We habitually read that scene as a warning that if we're not like the blessed sheep who ministered to the Shepherd-King of the least of his brothers and sisters, we'll end up in everlasting fire like the cursed goats.
Now before I go any farther, think on it: how many have, at one time or another, helped someone they didn’t know. Probably everyone; and again how many have avoided someone who was asking for their help, a quarter, a dollar, whatever? Everyone again! We’re both the damned and the saved. Goats and Sheep at the same time. Now what do we do?
What I think Jesus was up to in The Sheep and the Goats Parable was the same thing he had in mind in other parables which was to get the concept of deserving out of the story. Why are sheep blessed and goats not? We know we are both. So here, Jesus is using his story-telling-talent to get rid of the notion that our faith is some sweaty and rewardable work, without which God refuses to save us. In the previous parables (the Ten Virgins and the Talents), Jesus has said that only true faith will matter on the Last Day.
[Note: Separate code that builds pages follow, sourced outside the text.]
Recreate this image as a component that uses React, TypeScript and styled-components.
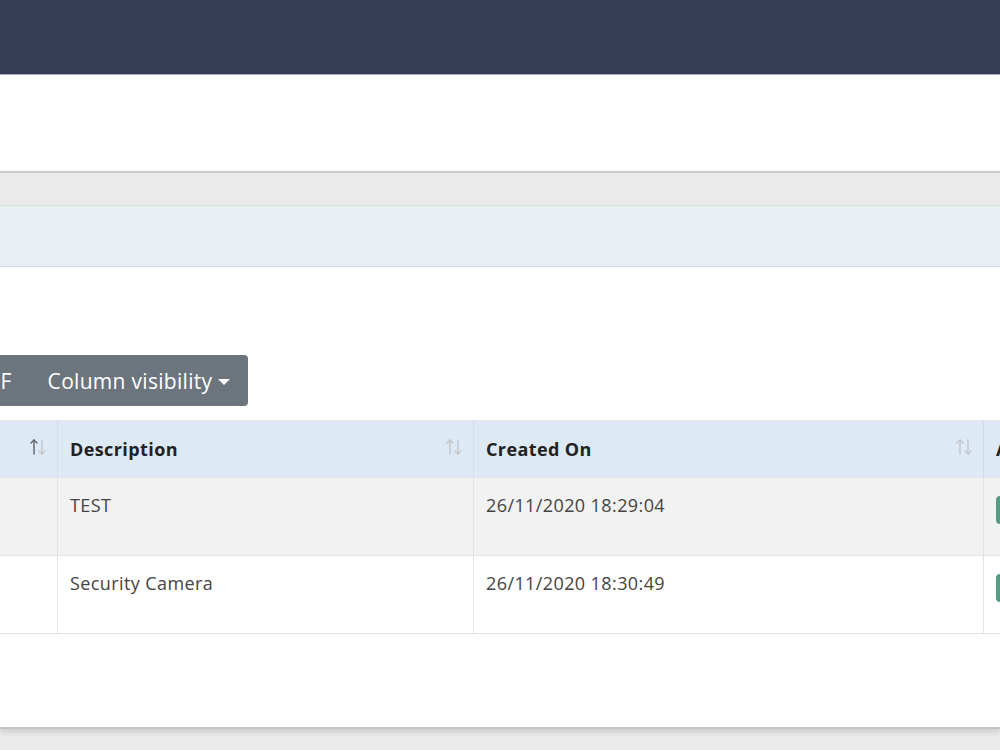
import React from 'react';
import styled, { createGlobalStyle } from 'styled-components';

interface Row {
    id: number;
    name: string;
    description: string;
    createdOn: string;
}

const rows: Row[] = [
    { id: 1, name: 'Test Device', description: 'TEST', createdOn: '26/11/2020 18:29:04' },
    { id: 2, name: 'Camera 01', description: 'Security Camera', createdOn: '26/11/2020 18:30:49' },
];

const GlobalStyle = createGlobalStyle`
    * {
        box-sizing: border-box;
    }
    html, body {
        margin: 0;
        padding: 0;
        background: #ebebeb;
    }
    body {
        font-family: 'Open Sans', 'Noto Sans', sans-serif;
    }
`;

const SortIcon: React.FC<{ active?: boolean }> = ({ active }) => (
    <SortGlyph width="18" height="20" viewBox="0 0 18 20">
        <g fill="none" strokeWidth="1.4" strokeLinecap="round" strokeLinejoin="round">
            <g stroke={active ? '#5f6368' : '#c3c6ca'}>
                <path d="M5 17V3" />
                <path d="M2 6l3-3 3 3" />
            </g>
            <g stroke="#c3c6ca">
                <path d="M13 3v14" />
                <path d="M10 14l3 3 3-3" />
            </g>
        </g>
    </SortGlyph>
);

const App: React.FC = () => {
    return (
        <>
            <GlobalStyle />
            <Viewport>
                <TopBar />
                <TitleArea />
                <Card>
                    <CardHeader />
                    <FilterBand />
                    <CardBody>
                        <ButtonGroup>
                            <ExportButton>PDF</ExportButton>
                            <ExportButton $last>
                                Column visibility
                                <Caret />
                            </ExportButton>
                        </ButtonGroup>
                        <Table>
                            <colgroup>
                                <col style={{ width: 300 }} />
                                <col style={{ width: 416 }} />
                                <col style={{ width: 510 }} />
                                <col style={{ width: 220 }} />
                            </colgroup>
                            <thead>
                                <tr>
                                    <HeadCell>
                                        Name
                                        <SortIcon active />
                                    </HeadCell>
                                    <HeadCell>
                                        Description
                                        <SortIcon />
                                    </HeadCell>
                                    <HeadCell>
                                        Created On
                                        <SortIcon />
                                    </HeadCell>
                                    <HeadCell>Actions</HeadCell>
                                </tr>
                            </thead>
                            <tbody>
                                {rows.map((row, index) => (
                                    <BodyRow key={row.id} $odd={index % 2 === 0}>
                                        <Cell>{row.name}</Cell>
                                        <Cell>{row.description}</Cell>
                                        <Cell>{row.createdOn}</Cell>
                                        <Cell>
                                            <ActionButton>Edit</ActionButton>
                                        </Cell>
                                    </BodyRow>
                                ))}
                            </tbody>
                        </Table>
                    </CardBody>
                </Card>
            </Viewport>
        </>
    );
};

export default App;

const Viewport = styled.div`
    width: 1000px;
    height: 750px;
    overflow: hidden;
    background: #ebebeb;
`;

const TopBar = styled.header`
    height: 75px;
    background-color: #353e56;
    border-bottom: 1px solid #a9adb7;
`;

const TitleArea = styled.div`
    height: 96px;
    background-color: #ffffff;
`;

const Card = styled.section`
    background-color: #ffffff;
    border-top: 2px solid #c9cbd0;
    border-bottom: 2px solid #c4c4c4;
    box-shadow: 0 3px 6px rgba(0, 0, 0, 0.14);
`;

const CardHeader = styled.div`
    height: 33px;
    background-color: #eaeaea;
    border-bottom: 1px solid #dcdcdc;
`;

const FilterBand = styled.div`
    height: 61px;
    background-color: #e8f0f3;
    border-bottom: 1px solid #d4d9dc;
`;

const CardBody = styled.div`
    padding: 88px 0 93px;
    overflow: hidden;
`;

const ButtonGroup = styled.div`
    display: flex;
    margin-left: -46px;
    margin-bottom: 14px;
`;

const ExportButton = styled.button<{ $last?: boolean }>`
    display: flex;
    align-items: center;
    gap: 6px;
    height: 51px;
    padding: 0 18px;
    border: none;
    border-radius: ${(props) => (props.$last ? '0 4px 4px 0' : '0')};
    background-color: #6c757d;
    color: #ffffff;
    font-family: 'Open Sans', 'Noto Sans', sans-serif;
    font-size: 21px;
    letter-spacing: 0.3px;
    cursor: pointer;
`;

const Caret = styled.span`
    width: 0;
    height: 0;
    margin-top: 2px;
    border-left: 6px solid transparent;
    border-right: 6px solid transparent;
    border-top: 6px solid #ffffff;
`;

const Table = styled.table`
    margin-left: -243px;
    border-collapse: collapse;
    table-layout: fixed;
    width: 1446px;
    border-top: 1px solid #e6e6e6;
`;

const HeadCell = styled.th`
    position: relative;
    height: 57px;
    padding: 0 40px 0 12px;
    background-color: #dde9f4;
    border-left: 1px solid #d3dde6;
    border-bottom: 1px solid #e2e6ea;
    text-align: left;
    font-size: 18px;
    font-weight: 700;
    letter-spacing: 0.4px;
    color: #222222;
    white-space: nowrap;
`;

const SortGlyph = styled.svg`
    position: absolute;
    right: 10px;
    top: 50%;
    transform: translateY(-60%);
`;

const BodyRow = styled.tr<{ $odd: boolean }>`
    background-color: ${(props) => (props.$odd ? '#f2f2f2' : '#ffffff')};
`;

const Cell = styled.td`
    height: 78px;
    padding: 15px 12px 0;
    vertical-align: top;
    border-left: 1px solid #e3e3e3;
    border-bottom: 1px solid #e3e3e3;
    font-size: 18px;
    letter-spacing: 0.4px;
    color: #444444;
    white-space: nowrap;
`;

const ActionButton = styled.button`
    margin-top: 3px;
    height: 28px;
    padding: 0 12px;
    border: none;
    border-radius: 4px;
    background-color: #579c87;
    color: #ffffff;
    font-family: 'Open Sans', 'Noto Sans', sans-serif;
    font-size: 14px;
`;
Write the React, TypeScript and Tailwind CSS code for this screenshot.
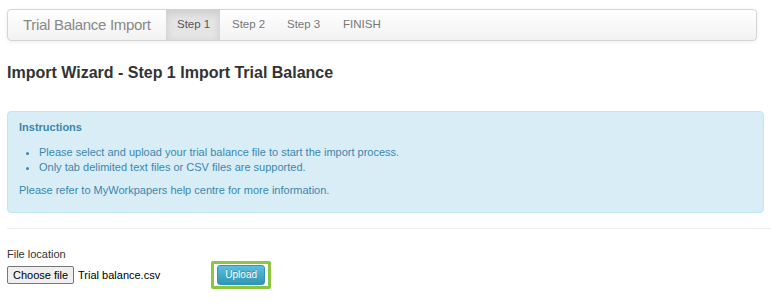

But since we're such experts at turning even faith into work, he does a dramatic about-face in this one: he says that even our faith has nothing to do with the success of our redemption.
The story is not intended to fill us with the fear of God for what we have not done; or to be praised for what we have, but to be brought to praise and thanksgiving for what God has already done for us. God can separate us as easily as cats from dogs, sheep from goats, but God chooses us because God wants us to be chosen; and to feel chosen so we can get on with what chosen people do: carry the cross of Jesus, the scepter of the king of kings, follow him among the lost, the least and the little, even the dead; while singing praises to God. This is a call to discipleship, not a threat of a dungeon of punishment nor to be cast aside. God is the way and the means to escape our deserved conviction. At least that’s the way I see it!